There's only so much room on the back of a card 1 and 3/8th inches wide by 2 and 9/16th inches long, so a little additional information about Gaumont-British is in order. The facility illustrated on the cards is the Lime Grove Studio in Shepherd's Bush (later also known as the Gainsborough Studio), as it appeared in the mid-1930's. A film mentioned on Card 10, Rome Express (1932), was the first big production shot at Lime Grove and may account for the fact that many of these cards feature railroad scenes.


In the early days of cinema, 1898, to be precise, Leon Gaumont hired two men - the Bromhead brothers - to function as the English distributors for the films Gaumont made in France. The brothers did well with Gaumont's films, but soon realized that the real money was in production.

So the Bromheads started producing animated cartoons and, in 1910, began the Gaumont Graphic, one of the earliest British newsreels. Thanks to their connections with Gaumont, the brothers were were able to film some of their subjects in sound and/or color (Gaumont's Chronophone and Chronochrome processes).

Slowly, the brothers' film distribution office in Shepherd's Bush added production capabilities, and by 1915, they had built a true studio, named it Lime Grove, and moved into feature film production.


No, they're not shooting a cowboy movie in England; that's a tri-corner, not a Stetson.


Between 1915 and 1926, Gaumont-British made some well-received films at the Lime Grove studio: they adapted Gaumont's wildly successful French Fantomas franchise into a British version.

Can't resist a slight detour to consider the Fantomas books, which are a precursor to both E.C. Comics and Al-Qaeda.

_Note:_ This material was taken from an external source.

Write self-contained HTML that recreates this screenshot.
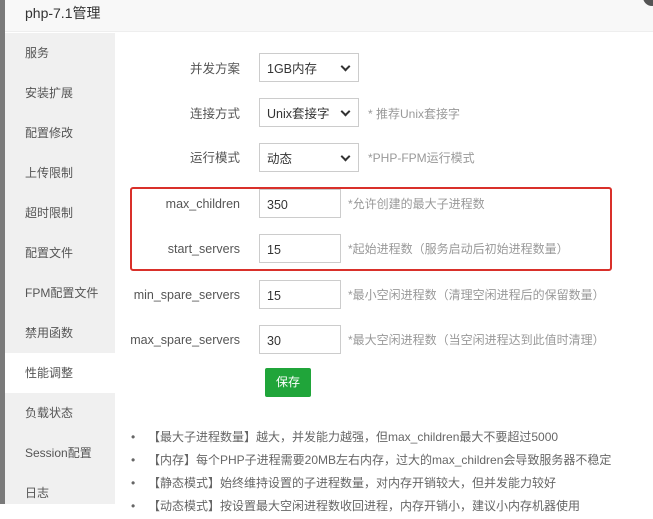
<!DOCTYPE html>
<html><head><meta charset="utf-8"><style>
*{box-sizing:border-box;margin:0;padding:0}
body{width:653px;height:504px;overflow:hidden;background:#fff;font-family:"Liberation Sans","Noto Sans CJK SC",sans-serif;font-size:12px;color:#555;position:relative}
.strip{position:absolute;left:0;top:0;width:5px;height:504px;background:#7a7a7a}
.title{position:absolute;left:5px;top:0;width:648px;height:32px;background:#f8f8f8;border-bottom:1px solid #eee;font-size:14px;color:#333;padding-left:20px;line-height:26px}
.close{position:absolute;right:-8px;top:-12px;width:18px;height:18px;border-radius:50%;background:#555}
.side{position:absolute;left:5px;top:33px;width:110px;height:471px;background:#f0f0f0}
.side div{height:40px;line-height:40px;padding-left:20px;color:#555;font-size:12px}
.side div.act{background:#fff}
.lab{position:absolute;right:413px;width:150px;text-align:right;color:#555;font-size:12.5px;line-height:16px}
.in{position:absolute;left:259px;height:29px;border:1px solid #ccc;padding-left:7px;display:flex;align-items:center;color:#333;font-size:12.5px;line-height:16px;background:#fff;padding-top:2px}
.sel{width:100px}
.sel:after{content:"";position:absolute;right:9px;top:9px;width:5px;height:5px;border-right:2px solid #333;border-bottom:2px solid #333;transform:rotate(45deg)}
.txt{width:82px}
.tip{position:absolute;left:368px;color:#999;font-size:12px;line-height:16px}
.red{position:absolute;left:130px;top:187px;width:482px;height:84px;border:2px solid #d9302a;border-radius:3px}
.btn{position:absolute;left:265px;top:368px;width:46px;height:29px;background:#20a53a;color:#fff;border-radius:2px;text-align:center;line-height:29px;font-size:12px}
ul{position:absolute;left:131px;top:427px;list-style:none}
li{height:23px;line-height:20px;font-size:12px;color:#666;white-space:nowrap}
li:before{content:"•";display:inline-block;width:17px;color:#666}
</style></head><body>
<div class="strip"></div>
<div class="title">php-7.1管理<div class="close"></div></div>
<div class="side">
<div>服务</div><div>安装扩展</div><div>配置修改</div><div>上传限制</div><div>超时限制</div><div>配置文件</div><div>FPM配置文件</div><div>禁用函数</div><div class="act">性能调整</div><div>负载状态</div><div>Session配置</div><div>日志</div>
</div>
<div class="lab" style="top:61px">并发方案</div>
<div class="in sel" style="top:53px">1GB内存</div>
<div class="lab" style="top:106px">连接方式</div>
<div class="in sel" style="top:98px">Unix套接字</div>
<div class="tip" style="top:106px">* 推荐Unix套接字</div>
<div class="lab" style="top:150px">运行模式</div>
<div class="in sel" style="top:143px">动态</div>
<div class="tip" style="top:150px">*PHP-FPM运行模式</div>
<div class="red"></div>
<div class="lab" style="top:196px">max_children</div>
<div class="in txt" style="top:189px">350</div>
<div class="tip" style="left:348px;top:196px">*允许创建的最大子进程数</div>
<div class="lab" style="top:241px">start_servers</div>
<div class="in txt" style="top:234px">15</div>
<div class="tip" style="left:348px;top:241px">*起始进程数（服务启动后初始进程数量）</div>
<div class="lab" style="top:287px">min_spare_servers</div>
<div class="in txt" style="top:280px">15</div>
<div class="tip" style="left:348px;top:287px">*最小空闲进程数（清理空闲进程后的保留数量）</div>
<div class="lab" style="top:332px">max_spare_servers</div>
<div class="in txt" style="top:325px">30</div>
<div class="tip" style="left:348px;top:332px">*最大空闲进程数（当空闲进程达到此值时清理）</div>
<div class="btn">保存</div>
<ul>
<li>【最大子进程数量】越大，并发能力越强，但max_children最大不要超过5000</li>
<li>【内存】每个PHP子进程需要20MB左右内存，过大的max_children会导致服务器不稳定</li>
<li>【静态模式】始终维持设置的子进程数量，对内存开销较大，但并发能力较好</li>
<li>【动态模式】按设置最大空闲进程数收回进程，内存开销小，建议小内存机器使用</li>
</ul>
</body></html>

You won't find anything involving nuns that's nearly as unusual as the the shoot-out over an empty coffin in Le Cercueil Vide... at least until Peter Cook invented the Order of the Leaping Beryllians, placing nuns on trampolines in the mid-sixties.

According to the Fantomas Lives website, Fantomas is "...the Lord of Terror, the Genius of Evil, the arch-criminal anti-hero of a series of 32 pre-WWI French thrillers written by Pierre Souvestre and Marcel Allain. He carries out the most appalling crimes: substituting sulfuric acid in the perfume dispensers at a Parisian department store, releasing plague-infested rats on an ocean liner, or forcing a victim to witness his own execution by placing him face-up in a guillotine. A rebellious henchman is hung in a huge bell as a human clapper, smashing from side to side and raining blood, sapphires and diamonds onto the street below. Masked bandits brandishing revolvers crash a city bus through the walls of a bank, sending money flying everywhere. Under grey Parisian skies, a horse-drawn cab gallops down the road, a wide-eyed corpse as its coachman. "


Gaumont-British made a four-part serial titled Ultus: The Man From The Dead (1916), which is the only silent British 'chapter play' that survives (and it's not complete). Also filmed were Ultus and the Secret of the Night (1916), Ultus and the Grey Lady (1916) and Ultus and the Three Button Mystery (1917).



Note that the Gaumont-British Continuity Girl seems quite unhappy. This is because she knows what results when she fails to perform her job well: Bad Continuity.